Tuesday, 17 September 2013

Abbott's Agenda

Apologies for the long time between posts, it's been a fairly joyous occasion in our household this past week upon the arrival of our second baby boy, Oscar.

Now to business.

Yesterday's news regarding PM elect Abbott's cabinet held absolutely no surprises. He did state upon taking government that he would lead a government of no surprises. What's shocking, however, are the omissions from his ministry as well as the disturbing legacy that this could leave with our country.

Before continuing, here is a short list of the ministry positions now defunct under the coalition regime:

Minister for Science
Minister for Climate Change
Minister for Disabilities
Minister for Aged Care
Minister for Higher Education
Minister for Youth
Minister for Early Childhood
Minister for Workplace Relations
Minister for Mental Health
Minister for Water

And in, we have:

Minister for ANZAC Day
Minister for Border Protection (tacked on to the Immigration portfolio)

and

Minister for Sport...

Sport?

Sport?

So, essentially, the Australian public have effectively helped to vote in a majority government that deems sport to be more important than every single one of the ministries that were scrapped.

Excuse me while I staple my dick to an electric barbed wire fence.

ANZAC Day? We have a whole fucking government ministry dedicated to one public holiday of the year.
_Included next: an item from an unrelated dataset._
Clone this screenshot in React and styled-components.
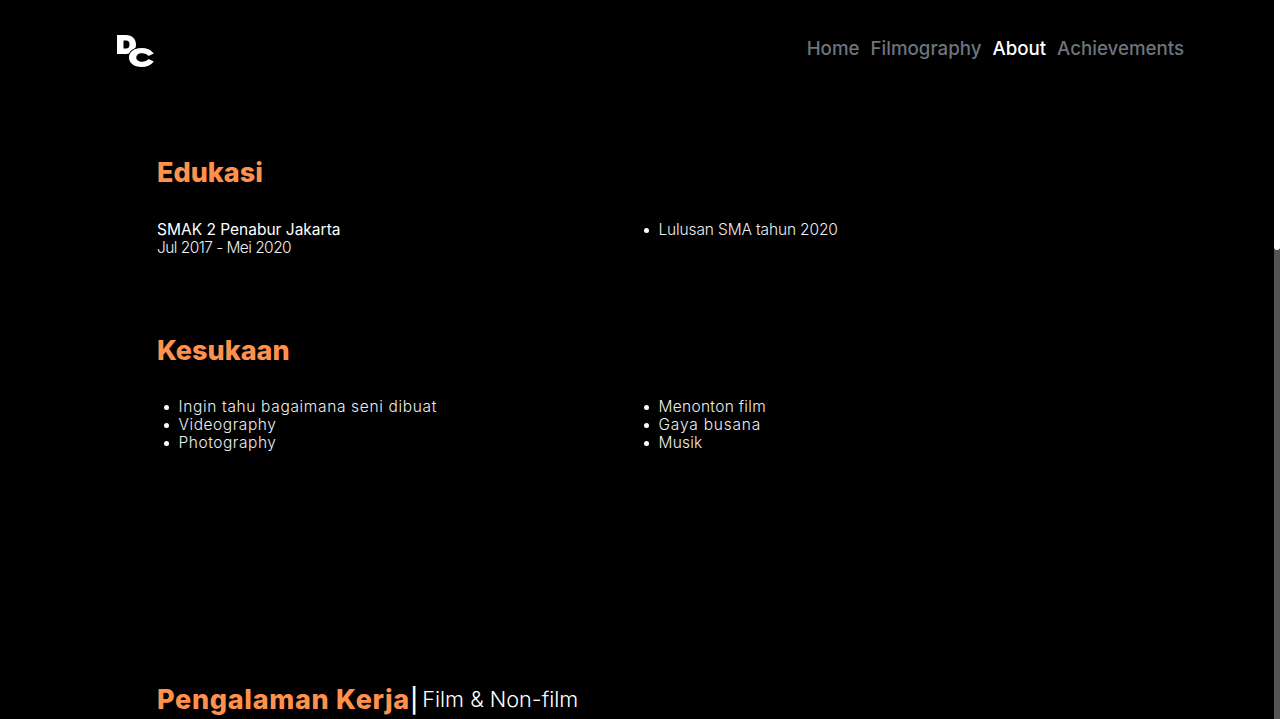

A public holiday where we are virtually forced to cry our patriotic little faces off as we remember wars in Europe, and more recently, wars against those nasty brown people. At least that's the impression I get from those who take the day seriously.

Small Government

So, we are treated to small government, where the most marginalised in society now have absolutely no one in Canberra dedicated to them, and being advised on possible legislation that would actually benefit them. Nor do we have an advocate for the climate and the human impact causing the shift in temperatures that are now more than evidently clear, particularly if you look at the science.

Science, but that's OK, because we still have someone on the front bench who... oh, wait.

Science has gone as well.

I guess when you don't actually believe in science and every single one of your beliefs comes from a book written over 2000 years ago that claims the world was created in 6 days and is only 6000 years old, you don't need nasty, evil science to dictate legislation or policy. Why should we trust in medicine when we've got magic, potions, spells and good old gut instinct to get us by? Why believe what those eggheads in white coats who play with funny instruments and tools all the time say? Plus their papers are too long... no time to read all the big, hard words.

Wrong Focus by the Media

Yet, what baffles me the most is the focus that the mainstream media has now taken with the announcement.

The focus, while fairly placed on the lack of women promoted to cabinet (1 out of 20 positions), the obvious stupidity of these omitted portfolios and the ones that have been created should really be reported on or at least given more emphasis on how damaging they are to the country. We now have a very clear insight into coalition policy and the direction that Abbott now wants to take our country.

Meanwhile, things are beginning to unravel within the noalition itself. Dissent wasn't something that we saw (or at least what the media would allow us to see) within the Liberal Party while they were in opposition, however just today we have had MP's within the party criticise Abbott for both the lack of women as well as the most important portfolios.

Abbott's Agenda

Once again, Australia has been thrust into the clutches of a coalition government. The last time the Nationals and Liberals took power from Labor was in 1996. Paul Keating, who lost in a landslide that year as PM, famously said that when you change the government, you change the country. Truer words cannot be said, and the prophetic phrase rang very true shortly as new PM John Howard surely changed attitudes and the common social discourse in Australia to one of xenophobia, 'us and them', greed and selfishness. 

Labor in power between 2007 and 2013 was able to do very little to turn the tide. The ALP had already  begun it's shift to the right (virtually started in the 80's but slowed to a halt under Keating), and Howard's thug caste (yes, every right-wing government spawns them) the nu-bogan, ensured that attitudes towards foreigners or anything remotely foreign remained negative. It was a time when a rise in 'Fit in or Fuck Off' bumper stickers could be seen on one in ten utes and 4x4's, and television network programming was fairly homogenous as far as ethnic groups went.

The uphill battle of cultural and social change was fought hard by Julia Gillard - a PM who will eventually be remembered as someone who had vision and actually brought about change during her time, something that Kevin Rudd was unfortunately not inclined to do.

Abbott's agenda now seems fairly clear - cut the funding to anything intellectual, progressive or beneficial for the environment. Halt the growth of government and reverse it to a shrink that will cover only the shame of Australia's elected government.

The anti-intellectualism of the Howard years was very evident in the cuts to funding for higher education, but now Abbott has decided to erase that ministry itself. Youth and Seniors were also portfolios that were promised, so we can safely say that this is Abbott's first broken promise.

The backlash against this will be swift and loud but, rest assured, it will be hushed by the media and almost seem as if there is no issue.

After all, people voted them in on the pre tense that they would solve all our 'issues'. 

Irony will be history's buddy, in the end.